Friday, December 18, 2009

Ode to the Library

I love the public library. I have loved it as long as I can remember. I love the simple idea that one card (once paper, now a thin piece of plastic), freely given, allows me nearly unlimited access to more books than I will ever be able to read in my entire life. I love the way a library feels and the way a library smells and I love the people who work there. I even stepped into the twenty-first century with my library and I am crazy about the fact I can put books on hold, on line, pick them up at the library of my choice and even renew them from the comfort of my living room sofa. It is a brilliant, brilliant design.

I especially love Knoxville's public library. I can safely say, of the five different cities in which I've lived, Knoxville's is my favorite. Since we've been living in Knoxville again, I've made the best use of the library I can, using a borrowed library card (thank you Mom!) and the calendar of events. We've checked out dozens and dozens of different books for Dory already and even a Pecos Bill movie on VHS her Dad insisted she would love. We go, each week, to Baby Bookworms, the two year old and under story time. And this week- this week my library out did itself.

In a matter of incredible timing and divine coordination, we went to the downtown library for Baby Bookworms this past Wednesday. While I love our little group, at our local library, the downtown Bookworms puts on a show. The librarian played songs and did a puppet board story and led dancing and for the children she passed out shakers and musical instruments and even a cut-out paper star that Dory could take home. Matthew and I were both wide-eyed over the display. Afterwards we stepped across the hall into the actual children's library and discovered Santa, that day, was expected.

What a gift to give. Parents and children- under and over two's- piled into the children's library and waited for Santa. The librarians set out juice and cookies on a little table and a chair for him. The woman who led our Bookworms crew passed out special gingerbread men to all her students, and gave Dory special star-stamps on each of her hand. For the rest of the day, Dory would catch sight of these little designs on her skin and marvel over them. She turned her palms up and down, amazed, her expression the same delighted disbelief that her father and I reserve for those dear, tiny hands.

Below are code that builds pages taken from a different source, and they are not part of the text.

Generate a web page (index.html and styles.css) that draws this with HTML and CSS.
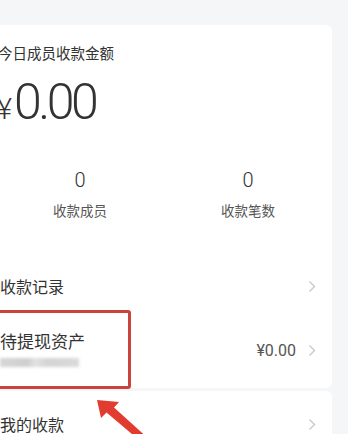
FILE: index.html
```html
<!DOCTYPE html>
<html lang="zh">
<head>
<meta charset="utf-8">
<link rel="stylesheet" href="styles.css">
</head>
<body>
<div class="page">
  <section class="card card-main">
    <div class="title">今日成员收款金额</div>
    <div class="amount"><span class="yen">¥</span><span class="num">0.00</span></div>
    <div class="stats">
      <div class="stat"><div class="stat-num">0</div><div class="stat-label">收款成员</div></div>
      <div class="stat"><div class="stat-num">0</div><div class="stat-label">收款笔数</div></div>
    </div>
    <div class="row row-record">
      <span class="row-label">收款记录</span>
      <svg class="chev" width="8" height="13" viewBox="0 0 8 13"><polyline points="1.5,1.5 6.5,6.5 1.5,11.5" fill="none" stroke="#c9c9c9" stroke-width="1.4"/></svg>
    </div>
    <div class="row row-asset">
      <div class="asset-left">
        <span class="asset-label">待提现资产</span>
        <span class="blur-bar"></span>
      </div>
      <div class="asset-right">
        <span class="asset-value">¥0.00</span>
        <svg class="chev" width="8" height="13" viewBox="0 0 8 13"><polyline points="1.5,1.5 6.5,6.5 1.5,11.5" fill="none" stroke="#c9c9c9" stroke-width="1.4"/></svg>
      </div>
      <div class="highlight"></div>
    </div>
  </section>
  <section class="card card-second">
    <div class="row row-mine">
      <span class="row-label">我的收款</span>
      <svg class="chev" width="8" height="13" viewBox="0 0 8 13"><polyline points="1.5,1.5 6.5,6.5 1.5,11.5" fill="none" stroke="#c9c9c9" stroke-width="1.4"/></svg>
    </div>
  </section>
</div>
<svg class="arrow" width="70" height="50" viewBox="0 0 70 50">
  <polygon points="9,10 31,12 26,17.5 62,50 51,50 18.5,22.5 13,28" fill="#e23b30"/>
</svg>
</body>
</html>
```
FILE: styles.css
```css
html, body {
  margin: 0;
  padding: 0;
}
body {
  background: #f5f6f8;
  width: 348px;
  height: 434px;
  overflow: hidden;
  position: relative;
  font-family: Roboto, "Noto Sans CJK SC", sans-serif;
  color: #333;
}
.page {
  padding-top: 25px;
  display: flex;
  flex-direction: column;
  gap: 3px;
}
.card {
  background: #fff;
  width: 332px;
  border-radius: 0 6px 6px 0;
}
.card-main {
  padding-top: 18px;
}
.title {
  font-family: "Noto Sans CJK SC", sans-serif;
  font-size: 14.5px;
  line-height: 20px;
  margin-left: -2px;
  color: #333;
}
.amount {
  margin-top: 14px;
  height: 50px;
  display: flex;
  align-items: baseline;
  line-height: 50px;
  color: #333;
}
.yen {
  font-size: 29px;
  font-weight: 300;
  margin-left: -3px;
  margin-right: 2px;
}
.num {
  font-size: 50px;
  font-weight: 300;
  letter-spacing: -3.5px;
}
.stats {
  margin-top: 43px;
  margin-left: -4px;
  display: grid;
  grid-template-columns: 168px 168px;
}
.stat {
  display: flex;
  flex-direction: column;
  align-items: center;
}
.stat-num {
  font-size: 20px;
  font-weight: 300;
  line-height: 20px;
  color: #333;
}
.stat-label {
  margin-top: 11px;
  font-family: "Noto Sans CJK SC", sans-serif;
  font-size: 13.5px;
  line-height: 18px;
  color: #555;
}
.row {
  display: flex;
  align-items: center;
  justify-content: space-between;
  padding-right: 16px;
  position: relative;
}
.row-record {
  margin-top: 42px;
  height: 50px;
}
.row-label {
  font-family: "Noto Sans CJK SC", sans-serif;
  font-size: 16px;
  color: #333;
}
.row-asset {
  height: 77px;
}
.asset-left {
  display: flex;
  flex-direction: column;
  gap: 6px;
  margin-top: -3px;
}
.asset-label {
  font-family: "Noto Sans CJK SC", sans-serif;
  font-size: 17px;
  line-height: 22px;
  color: #333;
}
.blur-bar {
  width: 79px;
  height: 9px;
  background: linear-gradient(90deg, #d6d6d6 0%, #cfcfcf 35%, #e2e2e2 45%, #d4d4d4 60%, #dadada 100%);
  filter: blur(1.5px);
}
.asset-right {
  display: flex;
  align-items: center;
  gap: 12px;
  margin-top: 1px;
}
.asset-value {
  font-size: 16px;
  color: #555;
}
.highlight {
  position: absolute;
  left: -6px;
  top: -1px;
  width: 131px;
  height: 73px;
  border: 3px solid #c8443d;
  border-radius: 3px;
}
.row-mine {
  height: 66px;
}
.arrow {
  position: absolute;
  left: 88px;
  top: 390px;
}
```
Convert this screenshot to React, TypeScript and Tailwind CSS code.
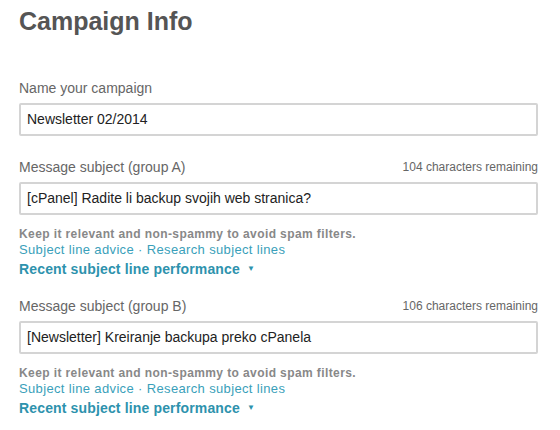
const font = { fontFamily: '"Liberation Sans", Arial, sans-serif' };

interface SubjectFieldProps {
  label: string;
  remaining: number;
  value: string;
  className?: string;
}

function SubjectField({ label, remaining, value, className }: SubjectFieldProps) {
  return (
    <div className={className}>
      <div className="flex items-end justify-between h-4">
        <span className="text-[14px] text-[#666] leading-4">{label}</span>
        <span className="text-[12px] text-[#666] leading-4">
          {remaining} characters remaining
        </span>
      </div>
      <div className="mt-[7px] h-[33px] border-2 border-[#d4d4d4] rounded-[2px] flex items-center px-[6px] text-[14px] text-[#222]">
        {value}
      </div>
      <div className="mt-[12px] text-[12px] font-bold text-[#888] leading-[15px] tracking-[0.4px]">
        Keep it relevant and non-spammy to avoid spam filters.
      </div>
      <div className="text-[13px] text-[#3a9fba] leading-[16px] tracking-[0.35px]">
        <span>Subject line advice</span>
        <span className="mx-[4px]">·</span>
        <span>Research subject lines</span>
      </div>
      <div className="flex items-center gap-[7px] text-[14px] font-bold text-[#2d92ad] leading-[22px] tracking-[0.15px]">
        <span>Recent subject line performance</span>
        <span className="text-[8px]">▼</span>
      </div>
    </div>
  );
}

export default function App() {
  return (
    <div className="w-[560px] h-[430px] bg-white overflow-hidden" style={font}>
      <div className="pl-[19px] pr-[22px]">
        <h1 className="text-[25px] font-bold text-[#555] leading-[28px] pt-[7px]">
          Campaign Info
        </h1>

        <div className="mt-[45px]">
          <div className="text-[14px] text-[#666] leading-4">Name your campaign</div>
          <div className="mt-[7px] h-[33px] border-2 border-[#d4d4d4] rounded-[2px] flex items-center px-[6px] text-[14px] text-[#222]">
            Newsletter 02/2014
          </div>
        </div>

        <SubjectField
          className="mt-[23px]"
          label="Message subject (group A)"
          remaining={104}
          value="[cPanel] Radite li backup svojih web stranica?"
        />
        <SubjectField
          className="mt-[18px]"
          label="Message subject (group B)"
          remaining={106}
          value="[Newsletter] Kreiranje backupa preko cPanela"
        />
      </div>
    </div>
  );
}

When Santa entered all the children became kind of quiet and breathy, unsure about this tall (and somewhat gangly) gentleman in the red coat, overwhelming the small, child-size chair. The librarian explained we were responsible for taking our own pictures. (Miracle of miracles, we had our digital camera in the diaper bag- don't tell me Someone's not watching over all of us...) She then said something along the lines of (and this sent me over the edge in the love-affair I have for my library): "We just ask everyone to remember: we have all the time in the world. If your child needs to warm up to Santa first, please take your time. We want everyone to have a good time, to ask Santa for what they want and to have good pictures to show for it."

And, as these things tend to go when there's no hurry or pressure, the line went like clock-work, the children were fairly calm and easy (no wild hysterical screaming as I've heard echoing around the mall), we waited hardly any time at all, and suddenly Dory, in this impromptu experience, met real-life Santa Claus. I introduced the two, asked her if she could sit with Santa for a moment, and, when she didn't disagree, set her on Santa's knee and then crouched next to them, just out of the shot. This lasted about five seconds, and, though the librarian waved her puppet above Dory's head and I whispered words of encouragement, and Matt called her name, Dory would have no more of Santa. But, being the adept family photographer he is, Matt, also sitting in a child-size chair, snapped one shot before Dory was back up, in our arms, and ready to go.

And this unexpected, unplanned photo, somehow the more wonderful for her and St. Nick's solemn expressions, is her first Santa picture.



Thank you, from the bottom of my little literary heart, Knox County Library.